GIVEN EXERCISE
Return each line of the listing that contains the string "index".

COLLECTED MATERIAL

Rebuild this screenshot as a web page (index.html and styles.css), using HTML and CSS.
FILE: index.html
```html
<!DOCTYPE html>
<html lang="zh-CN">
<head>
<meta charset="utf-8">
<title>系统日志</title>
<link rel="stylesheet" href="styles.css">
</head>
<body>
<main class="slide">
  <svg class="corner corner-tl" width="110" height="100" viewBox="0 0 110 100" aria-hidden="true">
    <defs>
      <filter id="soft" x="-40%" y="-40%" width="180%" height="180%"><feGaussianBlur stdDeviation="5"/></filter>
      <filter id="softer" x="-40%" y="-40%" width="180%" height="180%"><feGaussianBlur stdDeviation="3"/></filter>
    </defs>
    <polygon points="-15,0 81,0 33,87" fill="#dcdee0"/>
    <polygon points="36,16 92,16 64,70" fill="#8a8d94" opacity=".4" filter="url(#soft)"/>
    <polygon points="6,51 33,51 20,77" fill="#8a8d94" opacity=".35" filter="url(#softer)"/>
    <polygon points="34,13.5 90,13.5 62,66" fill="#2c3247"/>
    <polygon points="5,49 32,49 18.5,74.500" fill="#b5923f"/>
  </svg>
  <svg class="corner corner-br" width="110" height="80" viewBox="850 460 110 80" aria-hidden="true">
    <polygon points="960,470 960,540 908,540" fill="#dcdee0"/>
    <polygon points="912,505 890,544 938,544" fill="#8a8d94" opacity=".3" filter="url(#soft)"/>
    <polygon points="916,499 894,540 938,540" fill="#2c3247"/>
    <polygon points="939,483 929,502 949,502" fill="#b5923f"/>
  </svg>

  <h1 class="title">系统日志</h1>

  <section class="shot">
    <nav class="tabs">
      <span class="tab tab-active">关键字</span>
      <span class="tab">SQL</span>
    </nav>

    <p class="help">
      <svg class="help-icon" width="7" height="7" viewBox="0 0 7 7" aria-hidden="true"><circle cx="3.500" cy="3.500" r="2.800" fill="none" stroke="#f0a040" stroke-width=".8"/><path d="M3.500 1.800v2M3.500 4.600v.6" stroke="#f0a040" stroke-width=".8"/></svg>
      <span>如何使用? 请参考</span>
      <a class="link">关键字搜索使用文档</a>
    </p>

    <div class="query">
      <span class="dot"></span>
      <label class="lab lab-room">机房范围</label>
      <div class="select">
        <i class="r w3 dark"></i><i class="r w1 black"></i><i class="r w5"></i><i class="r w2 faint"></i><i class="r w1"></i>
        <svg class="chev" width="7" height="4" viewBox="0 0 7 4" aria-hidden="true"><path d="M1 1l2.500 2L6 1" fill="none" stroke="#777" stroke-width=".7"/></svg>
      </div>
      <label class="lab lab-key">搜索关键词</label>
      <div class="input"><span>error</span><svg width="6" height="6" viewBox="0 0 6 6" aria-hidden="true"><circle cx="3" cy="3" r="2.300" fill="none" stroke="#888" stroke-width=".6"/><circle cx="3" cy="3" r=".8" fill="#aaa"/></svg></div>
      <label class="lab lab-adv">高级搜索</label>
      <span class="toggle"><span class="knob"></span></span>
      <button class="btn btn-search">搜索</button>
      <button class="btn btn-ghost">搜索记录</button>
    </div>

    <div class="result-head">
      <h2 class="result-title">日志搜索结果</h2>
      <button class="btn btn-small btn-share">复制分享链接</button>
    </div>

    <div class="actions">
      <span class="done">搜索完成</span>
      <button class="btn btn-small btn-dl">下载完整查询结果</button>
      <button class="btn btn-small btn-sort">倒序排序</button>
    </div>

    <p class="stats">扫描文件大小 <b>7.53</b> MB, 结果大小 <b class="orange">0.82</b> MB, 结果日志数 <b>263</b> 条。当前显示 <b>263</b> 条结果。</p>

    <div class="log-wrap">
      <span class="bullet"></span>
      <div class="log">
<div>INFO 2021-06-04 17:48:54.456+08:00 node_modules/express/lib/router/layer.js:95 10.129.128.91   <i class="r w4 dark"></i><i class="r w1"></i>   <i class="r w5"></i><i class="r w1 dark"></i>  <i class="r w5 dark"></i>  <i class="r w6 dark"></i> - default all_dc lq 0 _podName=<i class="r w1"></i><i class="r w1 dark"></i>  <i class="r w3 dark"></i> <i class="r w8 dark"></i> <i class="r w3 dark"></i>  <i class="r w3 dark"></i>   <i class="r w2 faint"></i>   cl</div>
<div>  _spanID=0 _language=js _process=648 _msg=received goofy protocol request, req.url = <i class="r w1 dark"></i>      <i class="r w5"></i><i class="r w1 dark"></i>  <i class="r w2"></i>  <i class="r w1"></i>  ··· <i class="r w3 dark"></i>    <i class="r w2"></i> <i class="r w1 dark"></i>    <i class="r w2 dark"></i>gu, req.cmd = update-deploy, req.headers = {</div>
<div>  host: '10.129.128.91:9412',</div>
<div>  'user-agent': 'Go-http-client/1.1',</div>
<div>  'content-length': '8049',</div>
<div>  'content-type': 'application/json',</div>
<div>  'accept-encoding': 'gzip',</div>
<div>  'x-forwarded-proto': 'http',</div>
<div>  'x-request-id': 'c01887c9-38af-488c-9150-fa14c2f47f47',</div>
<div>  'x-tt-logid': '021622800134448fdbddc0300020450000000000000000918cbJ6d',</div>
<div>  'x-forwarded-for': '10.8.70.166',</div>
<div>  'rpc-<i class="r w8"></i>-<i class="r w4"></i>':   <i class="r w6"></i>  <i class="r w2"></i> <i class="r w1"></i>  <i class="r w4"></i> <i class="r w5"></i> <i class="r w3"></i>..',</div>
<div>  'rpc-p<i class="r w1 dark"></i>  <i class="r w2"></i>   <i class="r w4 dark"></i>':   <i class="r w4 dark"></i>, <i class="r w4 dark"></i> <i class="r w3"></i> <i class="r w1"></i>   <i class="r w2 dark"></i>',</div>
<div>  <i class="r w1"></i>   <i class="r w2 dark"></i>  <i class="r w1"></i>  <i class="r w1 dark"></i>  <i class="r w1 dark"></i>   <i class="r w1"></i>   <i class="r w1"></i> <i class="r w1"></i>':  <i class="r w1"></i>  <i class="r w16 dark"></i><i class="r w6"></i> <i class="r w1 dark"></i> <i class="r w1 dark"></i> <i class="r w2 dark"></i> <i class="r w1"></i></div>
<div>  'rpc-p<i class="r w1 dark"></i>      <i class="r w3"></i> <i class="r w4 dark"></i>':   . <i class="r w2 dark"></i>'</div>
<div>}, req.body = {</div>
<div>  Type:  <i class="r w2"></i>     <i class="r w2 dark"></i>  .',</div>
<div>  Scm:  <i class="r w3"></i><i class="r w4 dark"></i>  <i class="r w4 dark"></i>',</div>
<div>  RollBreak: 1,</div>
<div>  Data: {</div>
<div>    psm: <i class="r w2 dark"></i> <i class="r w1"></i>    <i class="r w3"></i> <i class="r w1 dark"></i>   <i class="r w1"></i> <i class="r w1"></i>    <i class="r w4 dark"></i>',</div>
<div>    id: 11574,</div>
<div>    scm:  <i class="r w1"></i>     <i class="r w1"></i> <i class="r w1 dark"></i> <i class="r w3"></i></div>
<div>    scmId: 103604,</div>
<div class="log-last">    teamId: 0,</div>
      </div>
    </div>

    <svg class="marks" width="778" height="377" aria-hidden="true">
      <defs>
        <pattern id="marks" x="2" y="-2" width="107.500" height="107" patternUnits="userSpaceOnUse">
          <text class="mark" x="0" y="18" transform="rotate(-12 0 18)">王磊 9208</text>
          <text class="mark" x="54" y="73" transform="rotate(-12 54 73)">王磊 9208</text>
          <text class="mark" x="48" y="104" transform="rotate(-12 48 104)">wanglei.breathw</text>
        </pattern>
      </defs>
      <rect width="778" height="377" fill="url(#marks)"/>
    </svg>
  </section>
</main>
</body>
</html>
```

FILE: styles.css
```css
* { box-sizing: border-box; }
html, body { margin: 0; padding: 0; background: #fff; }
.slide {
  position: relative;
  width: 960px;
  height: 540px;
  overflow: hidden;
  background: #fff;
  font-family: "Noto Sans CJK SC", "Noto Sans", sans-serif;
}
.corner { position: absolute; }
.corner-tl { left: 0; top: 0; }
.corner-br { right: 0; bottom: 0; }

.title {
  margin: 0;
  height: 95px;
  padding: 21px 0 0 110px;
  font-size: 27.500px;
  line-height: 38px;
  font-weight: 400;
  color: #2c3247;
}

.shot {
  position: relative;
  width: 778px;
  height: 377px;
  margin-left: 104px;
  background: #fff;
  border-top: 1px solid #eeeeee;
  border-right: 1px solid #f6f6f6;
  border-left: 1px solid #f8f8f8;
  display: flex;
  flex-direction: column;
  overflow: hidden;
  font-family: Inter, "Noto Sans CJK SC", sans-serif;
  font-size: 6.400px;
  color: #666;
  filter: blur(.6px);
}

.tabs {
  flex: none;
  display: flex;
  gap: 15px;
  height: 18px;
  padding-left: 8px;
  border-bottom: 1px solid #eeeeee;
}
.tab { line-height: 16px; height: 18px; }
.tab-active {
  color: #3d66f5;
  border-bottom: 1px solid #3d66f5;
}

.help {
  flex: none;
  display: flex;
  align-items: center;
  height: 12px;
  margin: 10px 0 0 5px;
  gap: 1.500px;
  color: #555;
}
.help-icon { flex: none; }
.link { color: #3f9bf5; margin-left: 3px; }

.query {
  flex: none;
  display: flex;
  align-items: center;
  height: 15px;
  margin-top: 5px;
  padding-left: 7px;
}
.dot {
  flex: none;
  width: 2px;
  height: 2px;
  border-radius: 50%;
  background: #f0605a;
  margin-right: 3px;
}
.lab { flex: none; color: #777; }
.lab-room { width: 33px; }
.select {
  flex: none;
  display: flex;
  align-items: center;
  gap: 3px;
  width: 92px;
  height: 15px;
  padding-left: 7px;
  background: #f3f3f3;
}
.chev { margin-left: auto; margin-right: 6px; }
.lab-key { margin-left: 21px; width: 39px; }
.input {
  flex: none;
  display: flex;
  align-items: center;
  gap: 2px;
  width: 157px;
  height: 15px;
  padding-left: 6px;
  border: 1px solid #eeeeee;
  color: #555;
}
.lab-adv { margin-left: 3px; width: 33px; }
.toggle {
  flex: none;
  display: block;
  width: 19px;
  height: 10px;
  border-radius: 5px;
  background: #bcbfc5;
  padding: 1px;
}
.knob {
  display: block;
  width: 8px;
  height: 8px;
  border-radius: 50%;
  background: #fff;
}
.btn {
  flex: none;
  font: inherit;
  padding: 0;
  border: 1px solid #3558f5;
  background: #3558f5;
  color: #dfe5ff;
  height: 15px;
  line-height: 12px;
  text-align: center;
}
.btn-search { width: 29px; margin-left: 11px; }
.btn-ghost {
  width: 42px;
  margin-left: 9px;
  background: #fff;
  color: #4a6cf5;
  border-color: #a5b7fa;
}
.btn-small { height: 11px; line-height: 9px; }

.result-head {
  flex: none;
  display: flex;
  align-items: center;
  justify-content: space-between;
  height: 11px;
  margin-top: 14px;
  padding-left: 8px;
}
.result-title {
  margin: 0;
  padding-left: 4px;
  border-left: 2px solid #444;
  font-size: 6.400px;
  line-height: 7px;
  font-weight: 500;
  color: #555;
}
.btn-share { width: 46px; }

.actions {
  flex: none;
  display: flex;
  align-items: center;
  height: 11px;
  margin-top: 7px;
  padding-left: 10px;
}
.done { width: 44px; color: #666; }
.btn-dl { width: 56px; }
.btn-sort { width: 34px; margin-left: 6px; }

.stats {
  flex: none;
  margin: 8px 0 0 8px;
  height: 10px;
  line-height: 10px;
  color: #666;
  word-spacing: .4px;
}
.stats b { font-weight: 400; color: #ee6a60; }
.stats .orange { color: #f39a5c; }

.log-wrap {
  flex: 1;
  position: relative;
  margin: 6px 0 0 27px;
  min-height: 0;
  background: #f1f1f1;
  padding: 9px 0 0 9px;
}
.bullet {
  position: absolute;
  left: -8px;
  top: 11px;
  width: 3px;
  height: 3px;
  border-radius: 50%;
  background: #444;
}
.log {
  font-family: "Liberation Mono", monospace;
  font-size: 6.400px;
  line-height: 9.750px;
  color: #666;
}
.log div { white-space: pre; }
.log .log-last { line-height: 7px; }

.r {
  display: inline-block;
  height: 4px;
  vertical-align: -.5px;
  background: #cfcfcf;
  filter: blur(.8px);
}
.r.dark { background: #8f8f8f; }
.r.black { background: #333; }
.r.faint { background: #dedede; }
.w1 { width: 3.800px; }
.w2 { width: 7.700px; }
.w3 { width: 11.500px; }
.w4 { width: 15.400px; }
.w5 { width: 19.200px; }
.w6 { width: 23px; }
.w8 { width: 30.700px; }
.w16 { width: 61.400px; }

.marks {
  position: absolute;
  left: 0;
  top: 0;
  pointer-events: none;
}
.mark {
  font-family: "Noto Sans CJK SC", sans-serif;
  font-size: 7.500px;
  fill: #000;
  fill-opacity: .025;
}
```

WRITTEN SOLUTION
Rebuild this screenshot as a web page (index.html and styles.css), using HTML and CSS.
FILE: index.html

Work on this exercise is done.